Independent observations and everyday user experience indicate that performance and reliability of large grid infrastructures may suffer from large and unpredictable variations. In this paper we study the impact of the job queuing time on processing of moldable tasks which are commonly found in large-scale production grids. We use the mean value and variance of makespan as the quality of service indicators. We develop a general task processing model to provide a quantitative comparison between two models: early and late job binding in a user-level overlay applied to the EGEE Grid infrastructure.
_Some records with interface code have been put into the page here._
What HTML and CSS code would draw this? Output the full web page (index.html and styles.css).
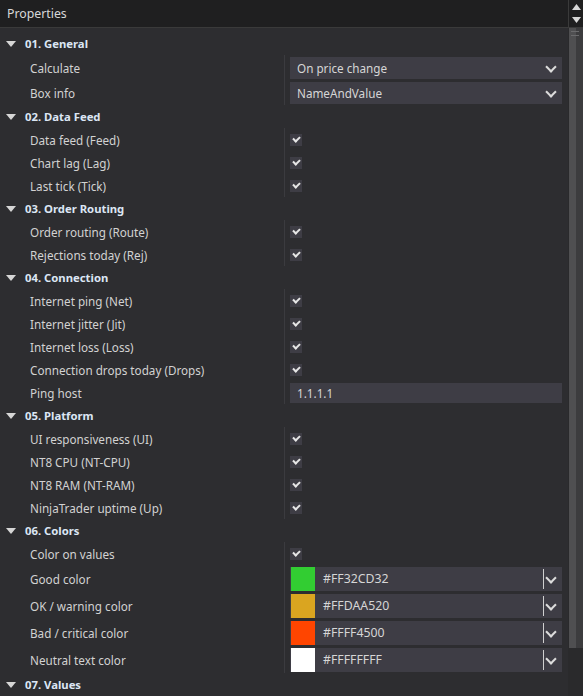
FILE: index.html
```html
<!DOCTYPE html>
<html>
<head>
    <title>Properties</title>
    <link rel="stylesheet" href="styles.css">
</head>
<body>
    <div class="panel">
        <div class="panel-header">
            <span class="panel-title">Properties</span>
            <div class="sort-arrows">
                <svg width="9" height="6" viewBox="0 0 9 6"><path d="M4.5 0 L9 6 L0 6 Z" fill="#d8d8d8"/></svg>
                <svg width="9" height="6" viewBox="0 0 9 6"><path d="M0 0 L9 0 L4.5 6 Z" fill="#d8d8d8"/></svg>
            </div>
        </div>

        <div class="panel-body">
            <div class="grid">
                <!-- 01 -->
                <div class="section"><span class="caret"></span>01. General</div>
                <div class="row tall">
                    <div class="name">Calculate</div>
                    <div class="value"><div class="select">On price change<span class="chev"></span></div></div>
                </div>
                <div class="row tall">
                    <div class="name">Box info</div>
                    <div class="value"><div class="select">NameAndValue<span class="chev"></span></div></div>
                </div>

                <!-- 02 -->
                <div class="section"><span class="caret"></span>02. Data Feed</div>
                <div class="row"><div class="name">Data feed (Feed)</div><div class="value"><span class="check"></span></div></div>
                <div class="row"><div class="name">Chart lag (Lag)</div><div class="value"><span class="check"></span></div></div>
                <div class="row"><div class="name">Last tick (Tick)</div><div class="value"><span class="check"></span></div></div>

                <!-- 03 -->
                <div class="section"><span class="caret"></span>03. Order Routing</div>
                <div class="row"><div class="name">Order routing (Route)</div><div class="value"><span class="check"></span></div></div>
                <div class="row"><div class="name">Rejections today (Rej)</div><div class="value"><span class="check"></span></div></div>

                <!-- 04 -->
                <div class="section"><span class="caret"></span>04. Connection</div>
                <div class="row"><div class="name">Internet ping (Net)</div><div class="value"><span class="check"></span></div></div>
                <div class="row"><div class="name">Internet jitter (Jit)</div><div class="value"><span class="check"></span></div></div>
                <div class="row"><div class="name">Internet loss (Loss)</div><div class="value"><span class="check"></span></div></div>
                <div class="row"><div class="name">Connection drops today (Drops)</div><div class="value"><span class="check"></span></div></div>
                <div class="row">
                    <div class="name">Ping host</div>
                    <div class="value"><div class="textbox">1.1.1.1</div></div>
                </div>

                <!-- 05 -->
                <div class="section"><span class="caret"></span>05. Platform</div>
                <div class="row"><div class="name">UI responsiveness (UI)</div><div class="value"><span class="check"></span></div></div>
                <div class="row"><div class="name">NT8 CPU (NT-CPU)</div><div class="value"><span class="check"></span></div></div>
                <div class="row"><div class="name">NT8 RAM (NT-RAM)</div><div class="value"><span class="check"></span></div></div>
                <div class="row"><div class="name">NinjaTrader uptime (Up)</div><div class="value"><span class="check"></span></div></div>

                <!-- 06 -->
                <div class="section"><span class="caret"></span>06. Colors</div>
                <div class="row"><div class="name">Color on values</div><div class="value"><span class="check"></span></div></div>
                <div class="row color-row">
                    <div class="name">Good color</div>
                    <div class="value"><div class="color-box"><span class="swatch" style="background:#32cd32"></span><span class="hex">#FF32CD32</span><span class="sep"></span><span class="chev"></span></div></div>
                </div>
                <div class="row color-row">
                    <div class="name">OK / warning color</div>
                    <div class="value"><div class="color-box"><span class="swatch" style="background:#daa520"></span><span class="hex">#FFDAA520</span><span class="sep"></span><span class="chev"></span></div></div>
                </div>
                <div class="row color-row">
                    <div class="name">Bad / critical color</div>
                    <div class="value"><div class="color-box"><span class="swatch" style="background:#ff4500"></span><span class="hex">#FFFF4500</span><span class="sep"></span><span class="chev"></span></div></div>
                </div>
                <div class="row color-row">
                    <div class="name">Neutral text color</div>
                    <div class="value"><div class="color-box"><span class="swatch" style="background:#ffffff"></span><span class="hex">#FFFFFFFF</span><span class="sep"></span><span class="chev"></span></div></div>
                </div>

                <!-- 07 -->
                <div class="section"><span class="caret"></span>07. Values</div>
            </div>

            <div class="scrollbar">
                <div class="thumb"><span class="grip"></span></div>
            </div>
        </div>
    </div>
</body>
</html>
```

FILE: styles.css
```css
:root {
    --bg: #2d2d30;
    --header-bg: #1f1f20;
    --field-bg: #3e3d45;
    --text: #d2d2d2;
    --section-text: #dce6f4;
    --divider: #3b3b3f;
}

html, body { margin: 0; padding: 0; }

body {
    background: var(--bg);
    color: var(--text);
    font-family: "Noto Sans", "Open Sans", sans-serif;
    font-size: 11.7px;
    width: 583px;
    height: 696px;
    overflow: hidden;
}

.panel { display: flex; flex-direction: column; height: 696px; }

.panel-header {
    height: 27px;
    background: var(--header-bg);
    border-bottom: 1px solid #3a3a3a;
    display: flex;
    align-items: center;
    justify-content: space-between;
    flex-shrink: 0;
}
.panel-title { padding-left: 7px; font-size: 12.3px; color: #d8d8d8; }
.sort-arrows {
    width: 14px;
    height: 27px;
    border-left: 1px solid #3a3a3a;
    display: flex;
    flex-direction: column;
    align-items: center;
    justify-content: center;
    gap: 7px;
}
.sort-arrows svg { display: block; }

.panel-body { display: flex; flex: 1; min-height: 0; }
.grid { width: 568px; padding-top: 4px; }

.section {
    height: 23px;
    display: flex;
    align-items: center;
    font-weight: bold;
    font-size: 11.3px;
    color: var(--section-text);
}
.caret {
    width: 0; height: 0;
    border-left: 5px solid transparent;
    border-right: 5px solid transparent;
    border-top: 6px solid #d6d6d6;
    margin: 0 9px 0 6px;
}

.row { display: flex; height: 23px; }
.row.tall { height: 25px; }
.row.color-row { height: 27px; }

.name {
    width: 284px;
    padding-left: 30px;
    box-sizing: border-box;
    display: flex;
    align-items: center;
    white-space: nowrap;
}
.value {
    flex: 1;
    border-left: 1px solid var(--divider);
    padding: 0 6px 0 5px;
    display: flex;
    align-items: center;
}

.check {
    width: 12px;
    height: 12px;
    background: var(--field-bg);
    position: relative;
}
.check::after {
    content: "";
    position: absolute;
    left: 3px; top: 2px;
    width: 5px; height: 3px;
    border-left: 2px solid #e6e6e6;
    border-bottom: 2px solid #e6e6e6;
    transform: rotate(-45deg);
}

.select {
    flex: 1;
    height: 22px;
    margin-top: 1px;
    background: var(--field-bg);
    display: flex;
    align-items: center;
    padding-left: 7px;
    position: relative;
    color: #d6d6d6;
}
.chev {
    position: absolute;
    right: 7px;
    top: 50%;
    width: 6px; height: 6px;
    margin-top: -5px;
    border-right: 2px solid #dcdcdc;
    border-bottom: 2px solid #dcdcdc;
    transform: rotate(45deg);
}

.textbox {
    flex: 1;
    height: 20px;
    background: var(--field-bg);
    display: flex;
    align-items: center;
    padding-left: 7px;
    color: #d6d6d6;
}

.color-box {
    flex: 1;
    height: 24px;
    background: var(--field-bg);
    display: flex;
    align-items: center;
    position: relative;
    padding-left: 1px;
}
.swatch { width: 24px; height: 24px; }
.hex { padding-left: 8px; color: #d6d6d6; font-size: 12.3px; }
.sep {
    position: absolute;
    right: 18px;
    top: 2px; bottom: 2px;
    width: 1px;
    background: #cfcfcf;
}

.scrollbar {
    width: 15px;
    background: #2a2a2c;
    position: relative;
}
.thumb {
    height: 620px;
    margin-left: 1px;
    background: linear-gradient(to right, #4f4f51 0, #4f4f51 7px, #3c3c3e 7px);
    position: relative;
}
.grip {
    position: absolute;
    left: 2px; top: 3px;
    width: 8px; height: 3px;
    border-top: 1px solid #6a6a6c;
    border-bottom: 1px solid #6a6a6c;
}
```
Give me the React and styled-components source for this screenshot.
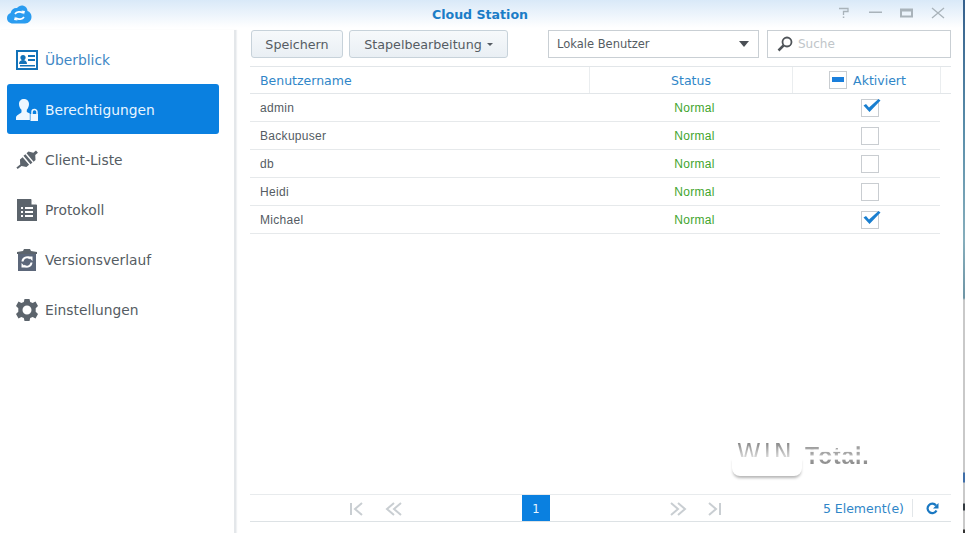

We find that the late-binding model effectively defines a transformation of the distribution of makespan according to the Central Limit Theorem. As demonstrated by Monte Carlo simulations using real job traces, this transformation allows to substantially reduce the mean value and variance of makespan. For certain classes of applications task granularity may be adjusted such that a speedup of an order of magnitude or more may be achieved. We use this result to propose a general strategy for managing access to resources and optimization of workload based on Ganga and DIANE user-level overlay tools. Key features of this approach include: a late-binding scheduler, an ability to interface to a wide range of distributed systems, an ability to extend and customize the system to cover application-specific scheduling and processing patterns and finally, ease of use and lightweight deployment in the user space. We discuss the impact of this approach for some practical applications where efficient processing of many tasks is required to solve scientific problems.